▶ _Goal_: In the material below, identify each line bearing the word "React". Reproduce those lines.

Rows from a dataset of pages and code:
>> BEGIN
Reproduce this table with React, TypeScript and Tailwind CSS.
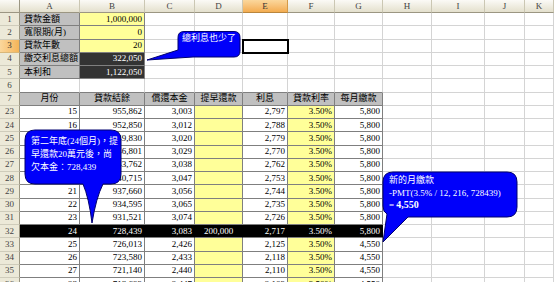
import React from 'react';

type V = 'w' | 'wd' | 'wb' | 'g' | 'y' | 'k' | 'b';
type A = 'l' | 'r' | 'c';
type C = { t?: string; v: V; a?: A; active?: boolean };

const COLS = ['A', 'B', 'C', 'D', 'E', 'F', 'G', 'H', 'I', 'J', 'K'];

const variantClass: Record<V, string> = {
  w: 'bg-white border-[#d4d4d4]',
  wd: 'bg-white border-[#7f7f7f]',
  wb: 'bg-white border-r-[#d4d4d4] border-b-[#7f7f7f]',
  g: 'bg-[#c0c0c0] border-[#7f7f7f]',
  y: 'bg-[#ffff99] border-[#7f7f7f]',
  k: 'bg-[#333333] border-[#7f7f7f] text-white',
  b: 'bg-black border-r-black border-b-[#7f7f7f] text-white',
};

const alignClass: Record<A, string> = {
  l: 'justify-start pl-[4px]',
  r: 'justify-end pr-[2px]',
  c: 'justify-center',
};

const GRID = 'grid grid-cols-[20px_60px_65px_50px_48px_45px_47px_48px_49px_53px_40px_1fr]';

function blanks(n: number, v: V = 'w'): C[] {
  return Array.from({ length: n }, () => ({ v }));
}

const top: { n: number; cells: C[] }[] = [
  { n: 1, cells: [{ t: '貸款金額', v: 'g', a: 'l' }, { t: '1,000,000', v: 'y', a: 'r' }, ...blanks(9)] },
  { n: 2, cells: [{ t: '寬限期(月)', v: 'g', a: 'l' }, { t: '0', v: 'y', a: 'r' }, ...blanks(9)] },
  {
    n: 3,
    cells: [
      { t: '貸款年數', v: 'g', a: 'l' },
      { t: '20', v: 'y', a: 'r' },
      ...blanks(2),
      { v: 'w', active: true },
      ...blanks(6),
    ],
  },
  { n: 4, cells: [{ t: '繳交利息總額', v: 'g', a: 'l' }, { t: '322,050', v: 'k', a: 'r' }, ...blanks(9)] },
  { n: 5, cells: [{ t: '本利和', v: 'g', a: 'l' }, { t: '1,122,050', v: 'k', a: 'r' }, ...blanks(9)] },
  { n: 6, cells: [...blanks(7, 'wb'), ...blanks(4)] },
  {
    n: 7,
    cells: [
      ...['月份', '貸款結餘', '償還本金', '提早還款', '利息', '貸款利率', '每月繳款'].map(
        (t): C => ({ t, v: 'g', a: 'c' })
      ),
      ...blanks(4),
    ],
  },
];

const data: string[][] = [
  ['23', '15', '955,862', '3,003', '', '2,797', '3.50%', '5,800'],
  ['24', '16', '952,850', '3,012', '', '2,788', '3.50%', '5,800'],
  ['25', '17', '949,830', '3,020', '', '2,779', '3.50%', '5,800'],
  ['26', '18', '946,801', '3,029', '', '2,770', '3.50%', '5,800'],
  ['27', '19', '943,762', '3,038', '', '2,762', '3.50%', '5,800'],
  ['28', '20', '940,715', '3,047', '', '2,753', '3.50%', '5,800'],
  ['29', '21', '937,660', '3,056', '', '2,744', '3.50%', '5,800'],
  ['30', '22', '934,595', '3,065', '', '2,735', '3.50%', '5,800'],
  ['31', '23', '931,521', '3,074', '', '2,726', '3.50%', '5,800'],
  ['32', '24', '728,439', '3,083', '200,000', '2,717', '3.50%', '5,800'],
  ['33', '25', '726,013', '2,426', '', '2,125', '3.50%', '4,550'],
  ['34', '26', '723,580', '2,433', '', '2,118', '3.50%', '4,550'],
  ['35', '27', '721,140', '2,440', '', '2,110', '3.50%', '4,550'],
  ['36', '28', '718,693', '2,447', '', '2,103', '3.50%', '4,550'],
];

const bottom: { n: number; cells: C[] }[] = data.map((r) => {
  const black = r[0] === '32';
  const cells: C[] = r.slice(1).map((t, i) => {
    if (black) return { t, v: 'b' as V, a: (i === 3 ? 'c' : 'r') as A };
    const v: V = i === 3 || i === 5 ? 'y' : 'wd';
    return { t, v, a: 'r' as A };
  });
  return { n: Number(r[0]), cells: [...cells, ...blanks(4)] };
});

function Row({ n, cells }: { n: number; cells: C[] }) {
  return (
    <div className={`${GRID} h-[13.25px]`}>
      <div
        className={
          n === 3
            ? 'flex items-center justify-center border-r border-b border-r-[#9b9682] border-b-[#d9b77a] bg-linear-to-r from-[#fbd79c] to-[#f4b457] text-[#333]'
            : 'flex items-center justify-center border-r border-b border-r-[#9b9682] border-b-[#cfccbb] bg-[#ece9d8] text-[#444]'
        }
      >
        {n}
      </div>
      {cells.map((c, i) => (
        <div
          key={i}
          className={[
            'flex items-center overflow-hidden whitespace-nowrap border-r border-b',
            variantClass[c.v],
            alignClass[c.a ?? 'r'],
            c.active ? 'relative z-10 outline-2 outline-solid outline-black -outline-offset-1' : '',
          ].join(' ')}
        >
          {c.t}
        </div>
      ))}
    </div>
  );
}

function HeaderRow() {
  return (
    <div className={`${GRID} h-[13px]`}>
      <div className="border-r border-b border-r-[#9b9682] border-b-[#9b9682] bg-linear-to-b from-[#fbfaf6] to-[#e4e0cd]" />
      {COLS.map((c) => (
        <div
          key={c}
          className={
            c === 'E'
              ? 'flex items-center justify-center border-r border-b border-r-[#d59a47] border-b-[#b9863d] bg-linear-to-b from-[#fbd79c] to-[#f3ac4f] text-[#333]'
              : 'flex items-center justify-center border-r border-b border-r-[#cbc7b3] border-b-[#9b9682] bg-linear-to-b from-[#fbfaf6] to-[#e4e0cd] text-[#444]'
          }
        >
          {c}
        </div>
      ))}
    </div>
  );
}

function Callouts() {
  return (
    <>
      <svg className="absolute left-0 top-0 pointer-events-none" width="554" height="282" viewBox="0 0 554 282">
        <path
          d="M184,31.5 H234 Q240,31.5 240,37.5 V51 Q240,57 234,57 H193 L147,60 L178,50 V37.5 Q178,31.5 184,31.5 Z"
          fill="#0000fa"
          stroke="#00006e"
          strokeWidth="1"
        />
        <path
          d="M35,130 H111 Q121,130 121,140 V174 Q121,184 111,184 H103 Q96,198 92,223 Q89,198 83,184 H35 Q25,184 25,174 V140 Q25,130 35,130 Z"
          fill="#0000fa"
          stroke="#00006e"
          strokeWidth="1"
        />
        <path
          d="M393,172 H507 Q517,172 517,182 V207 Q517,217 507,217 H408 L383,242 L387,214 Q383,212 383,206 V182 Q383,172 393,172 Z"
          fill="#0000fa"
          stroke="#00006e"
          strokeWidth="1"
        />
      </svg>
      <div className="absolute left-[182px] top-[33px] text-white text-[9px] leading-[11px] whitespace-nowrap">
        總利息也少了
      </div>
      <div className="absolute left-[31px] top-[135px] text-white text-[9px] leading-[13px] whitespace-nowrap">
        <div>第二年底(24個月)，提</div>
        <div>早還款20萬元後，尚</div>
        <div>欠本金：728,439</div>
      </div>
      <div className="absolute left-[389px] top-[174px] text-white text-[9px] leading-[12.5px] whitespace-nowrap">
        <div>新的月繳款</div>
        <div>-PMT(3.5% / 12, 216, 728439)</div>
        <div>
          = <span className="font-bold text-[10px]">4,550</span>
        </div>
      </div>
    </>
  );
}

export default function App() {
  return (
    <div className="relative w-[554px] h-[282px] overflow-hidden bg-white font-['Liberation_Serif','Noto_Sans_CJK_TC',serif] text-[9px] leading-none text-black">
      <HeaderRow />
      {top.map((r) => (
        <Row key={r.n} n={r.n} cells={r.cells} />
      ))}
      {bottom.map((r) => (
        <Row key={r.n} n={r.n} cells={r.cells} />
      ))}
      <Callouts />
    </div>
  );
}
>> END
>> BEGIN
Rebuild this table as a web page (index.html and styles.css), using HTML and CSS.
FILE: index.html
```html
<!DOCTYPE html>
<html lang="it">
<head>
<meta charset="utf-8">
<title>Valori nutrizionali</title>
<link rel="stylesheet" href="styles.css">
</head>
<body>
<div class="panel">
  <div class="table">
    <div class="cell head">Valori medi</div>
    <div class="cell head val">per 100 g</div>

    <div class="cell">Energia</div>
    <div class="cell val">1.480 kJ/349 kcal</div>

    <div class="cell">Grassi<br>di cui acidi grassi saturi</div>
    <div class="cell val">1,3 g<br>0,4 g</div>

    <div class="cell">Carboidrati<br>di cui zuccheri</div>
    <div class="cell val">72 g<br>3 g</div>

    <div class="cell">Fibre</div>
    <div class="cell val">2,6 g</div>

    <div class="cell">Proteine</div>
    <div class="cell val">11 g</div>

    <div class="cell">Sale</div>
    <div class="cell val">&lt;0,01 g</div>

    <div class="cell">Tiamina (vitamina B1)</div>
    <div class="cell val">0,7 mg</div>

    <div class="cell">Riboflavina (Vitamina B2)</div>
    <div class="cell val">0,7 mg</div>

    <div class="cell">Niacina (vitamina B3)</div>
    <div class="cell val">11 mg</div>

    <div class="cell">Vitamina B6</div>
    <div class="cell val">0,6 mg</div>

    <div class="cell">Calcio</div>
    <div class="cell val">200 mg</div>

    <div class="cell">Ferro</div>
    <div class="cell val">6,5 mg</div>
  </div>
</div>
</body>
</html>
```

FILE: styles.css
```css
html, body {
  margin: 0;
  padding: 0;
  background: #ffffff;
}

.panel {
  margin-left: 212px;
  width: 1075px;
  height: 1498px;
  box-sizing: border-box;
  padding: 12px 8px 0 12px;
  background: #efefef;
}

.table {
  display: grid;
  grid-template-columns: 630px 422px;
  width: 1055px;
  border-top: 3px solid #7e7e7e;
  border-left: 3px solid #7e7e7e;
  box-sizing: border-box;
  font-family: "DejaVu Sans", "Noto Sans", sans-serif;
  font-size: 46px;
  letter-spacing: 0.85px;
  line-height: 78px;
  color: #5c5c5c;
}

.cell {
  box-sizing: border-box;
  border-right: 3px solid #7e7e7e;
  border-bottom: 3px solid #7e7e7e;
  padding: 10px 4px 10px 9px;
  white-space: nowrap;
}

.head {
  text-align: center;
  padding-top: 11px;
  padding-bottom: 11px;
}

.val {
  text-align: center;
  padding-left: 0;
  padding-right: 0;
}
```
>> END
▶ _Reply_:
Reproduce this table with React, TypeScript and Tailwind CSS.
import React from 'react';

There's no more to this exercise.